Every single one of these issues is important. Every single one of these issues needs to be dealt with. And every single one of them is, has been and will be discussed, and hopefully, dealt with properly. It's true, or at least appears to be true, that politicians sometimes bring up same-sex marriage in an effort to distract the populace and their opponents. Unfortunately, it's usually the conservative right introducing legislation to block the right to same-sex marriage. When someone proposes to enact into law discrimination, it must be challenged. To let it go unchallenged simply because there are other issues on the table only perpetuates the attitudes behind that discrimination.

When we fight for same-sex marriage, it is not just the right to marry that is being fought for.
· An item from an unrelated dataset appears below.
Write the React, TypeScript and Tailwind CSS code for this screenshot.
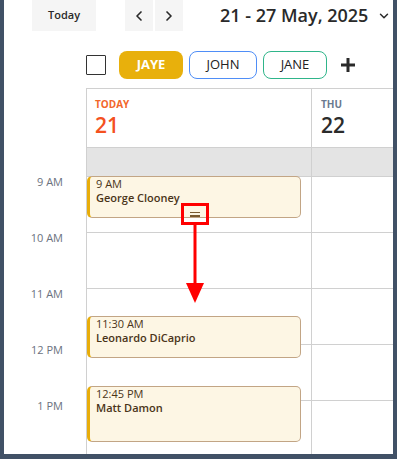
import { ChevronDown, ChevronLeft, ChevronRight } from "lucide-react";

const font = { fontFamily: "'Open Sans', Lato, sans-serif" };

const hours = ["9 AM", "10 AM", "11 AM", "12 PM", "1 PM"];

type Ev = { time: string; name: string; top: number; height: number };

const events: Ev[] = [
  { time: "9 AM", name: "George Clooney", top: 0, height: 42 },
  { time: "11:30 AM", name: "Leonardo DiCaprio", top: 140, height: 42 },
  { time: "12:45 PM", name: "Matt Damon", top: 210, height: 56 },
];

const EventCard = ({ ev }: { ev: Ev }) => (
  <div
    className="absolute left-0 w-[214px] rounded-[5px] border border-l-[3px] border-[#c2a585] border-l-[#e8ad0a] bg-[#fdf6e4] pl-[6px] text-[11px] leading-[13.5px] text-[#4a3418]"
    style={{ top: ev.top, height: ev.height }}
  >
    <div>{ev.time}</div>
    <div className="font-semibold">{ev.name}</div>
  </div>
);

export default function App() {
  return (
    <div className="h-[459px] w-[397px] bg-[#415166] pb-[5px] pl-[4px] pr-[4px]" style={font}>
      <div className="flex h-full w-full flex-col overflow-hidden bg-white">
        {/* toolbar */}
        <div className="flex h-[31px] shrink-0 items-center text-[#2a2a2a]">
          <button className="ml-[28px] flex h-full w-[64px] items-center justify-center bg-[#f5f5f5] text-[11px] font-semibold">
            Today
          </button>
          <button className="ml-[29px] flex h-full w-[28px] items-center justify-center bg-[#f5f5f5]">
            <ChevronLeft size={16} strokeWidth={2.5} />
          </button>
          <button className="ml-[2px] flex h-full w-[28px] items-center justify-center bg-[#f5f5f5]">
            <ChevronRight size={16} strokeWidth={2.5} />
          </button>
          <div className="ml-[37px] whitespace-nowrap text-[18px] font-semibold">21 - 27 May, 2025</div>
          <ChevronDown size={14} strokeWidth={2.5} className="ml-auto mr-[2px] shrink-0" />
        </div>

        {/* people */}
        <div className="mt-[20px] flex h-[28px] shrink-0 items-center">
          <div className="ml-[82px] h-[20px] w-[20px] rounded-[1px] border-[1.5px] border-[#333]" />
          <div className="ml-[13px] flex h-full w-[64px] items-center justify-center rounded-[8px] bg-[#e8b00c] text-[13px] font-bold text-white">
            JAYE
          </div>
          <div className="ml-[6px] flex h-full w-[68px] items-center justify-center rounded-[8px] border border-[#4f8ef7] text-[13px] font-medium text-[#222]">
            JOHN
          </div>
          <div className="ml-[6px] flex h-full w-[64px] items-center justify-center rounded-[8px] border border-[#2fb58a] text-[13px] font-medium text-[#222]">
            JANE
          </div>
          <svg className="ml-[13px]" width="16" height="16" viewBox="0 0 16 16">
            <path d="M8 1v14M1 8h14" stroke="#2a2a2a" strokeWidth="3" />
          </svg>
        </div>

        {/* grid */}
        <div className="mt-[9px] flex flex-1">
          <div className="w-[82px] shrink-0">
            <div className="h-[88px]" />
            {hours.map((h) => (
              <div key={h} className="h-[56px] pr-[23px] text-right text-[11px] leading-[12px] text-[#6b7280]">
                {h}
              </div>
            ))}
          </div>

          <div className="w-[225px] shrink-0 border-l border-[#d0d0d0]">
            <div className="h-[60px] border-y border-[#d0d0d0] pl-[8px] pt-[9px]">
              <div className="text-[10px] font-bold leading-[12px] text-[#f2662b]">TODAY</div>
              <div className="mt-[3px] text-[21px] font-semibold leading-[24px] text-[#f4511e]">21</div>
            </div>
            <div className="h-[28px] bg-[#e4e4e4]" />
            <div className="relative">
              {hours.map((h) => (
                <div key={h} className="h-[56px] border-t border-[#d0d0d0]" />
              ))}
              {events.map((ev) => (
                <EventCard key={ev.time} ev={ev} />
              ))}
              {/* drag handle + arrow */}
              <div className="absolute left-[94px] top-[27px] flex h-[22px] w-[28px] flex-col items-center justify-center gap-[2px] border-[3px] border-[#ff0000]">
                <div className="h-[1.5px] w-[10px] bg-[#7a5a30]" />
                <div className="h-[1.5px] w-[10px] bg-[#7a5a30]" />
              </div>
              <svg className="absolute left-[98px] top-[49px]" width="20" height="80" viewBox="0 0 20 80">
                <path d="M10 0v60" stroke="#ff0000" strokeWidth="3" />
                <path d="M1 58h18L10 78z" fill="#ff0000" />
              </svg>
            </div>
          </div>

          <div className="flex-1 border-l border-[#d0d0d0]">
            <div className="h-[60px] border-y border-[#d0d0d0] pl-[9px] pt-[9px]">
              <div className="text-[10px] font-bold leading-[12px] text-[#6b7a90]">THU</div>
              <div className="mt-[3px] text-[21px] font-semibold leading-[24px] text-[#2b2b2b]">22</div>
            </div>
            <div className="h-[28px] bg-[#e4e4e4]" />
            {hours.map((h) => (
              <div key={h} className="h-[56px] border-t border-[#d0d0d0]" />
            ))}
          </div>
        </div>
      </div>
    </div>
  );
}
We're also fighting to be accepted, to have the culture as a whole, and people as individuals, recognize us as equals. As we make our arguments for the legalization of same-sex marriage, we are making the argument that it's ok to be gay, bisexual, or trans. When we make that argument, we're standing up against the bullying that has led to many LGBT teens taking their own life, or being kicked out of their homes because mommy and daddy couldn't deal with their child being a sissy. That acceptance makes it easier for our voices to be heard on every issue, including all the ones the authors mentioned.

Isn't that at least as important as all those other issues? (Hint: yes)
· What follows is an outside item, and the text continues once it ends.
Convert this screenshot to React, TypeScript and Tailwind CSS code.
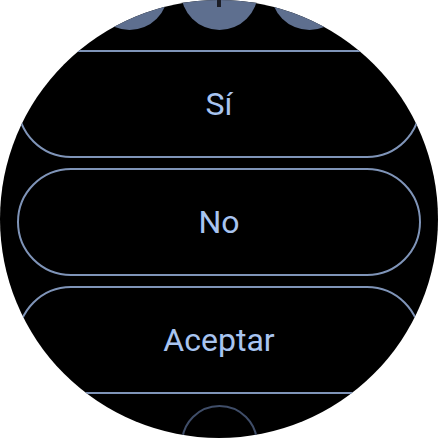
export default function App() {
  const buttons = ['Sí', 'No', 'Aceptar'];

  return (
    <div className="w-[438px] h-[438px] bg-white">
      <div className="w-[438px] h-[438px] rounded-full overflow-hidden bg-black flex flex-col items-center font-['Roboto',sans-serif]">
        {/* top row of round chips, mostly scrolled off */}
        <div className="flex gap-[13px] mt-[-47px] shrink-0">
          <div className="w-[77px] h-[77px] rounded-full bg-[#5e6f8f]" />
          <div className="relative w-[77px] h-[77px] rounded-full bg-[#5e6f8f]">
            <div className="absolute left-1/2 -translate-x-1/2 top-[44px] w-[9px] h-[3px] rounded-sm bg-[#1b1d26]" />
            <div className="absolute left-1/2 -translate-x-1/2 top-[46px] w-[4px] h-[8px] bg-[#1b1d26]" />
          </div>
          <div className="w-[77px] h-[77px] rounded-full bg-[#5e6f8f]" />
        </div>

        <div className="flex flex-col gap-[10px] mt-[20px] shrink-0">
          {buttons.map((label) => (
            <button
              key={label}
              className="w-[404px] h-[108px] rounded-full border-2 border-[#7f94b8] flex items-center justify-center text-[32px] leading-none text-[#a8c4f0]"
            >
              {label}
            </button>
          ))}
        </div>

        <div className="mt-[11px] w-[77px] h-[77px] rounded-full border-2 border-[#3f4d68] shrink-0" />
      </div>
    </div>
  );
}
  1. I realize there were a few other issues brought up in the linked article, but they mostly seemed to fall under the umbrella of "same-sex marriage is a distraction from X, Y, and Z." Still, if there's an issue the authors brought up that you want me to address that I haven't already, let me know here. I'll respond in these comments, unless it seems worth a post of its own.

  2. From their perspective I got the feeling that discrimination will always be around* so why bother as long as the family is happy.

    One can also state that if it is not stopped that there will always be some other issue *more important. And, in my opinion, the other "X, Y, Z distractions" have nothing to do with LGBTQ equal rights, so WHY should they be distracting at all?

    Love your writting Nathan and hearing your thoughts!

  3. "From their perspective I got the feeling that discrimination will always be around* so why bother as long as the family is happy."

    I didn't really get that sense from them, and I really hope that's not their perspective. That would be a very disheartening point of view. The more I think about it, the more I think that many of the issues they named all have similar roots: lack of empathy, compassion, and respect for the rights of others. I wouldn't say that's the case in every individual who is against some of those issues, but I think it may be a general problem.

    In many cases, that's also the problem at the root of opposition to same-sex marriage.

  4. This is not an attack on their argument - I realize.

    However, whenever anyone bitches and moans about how something is "distracting" from something else and furthers conflict due to asserting that other people are being "distracting" - it's completely counterproductive.

    If they feel strongly about any of those issues, they should be active in dealing with those issues. Attacking other people who have their own issue to fight for - ironically - is a DISTRACTION.

  5. Excellent point, sinmantyx. I suppose there might be times when something really doesn't rise to the level of things that others are fighting, and maybe could be considered a distraction, but for the most part I think I must agree with you.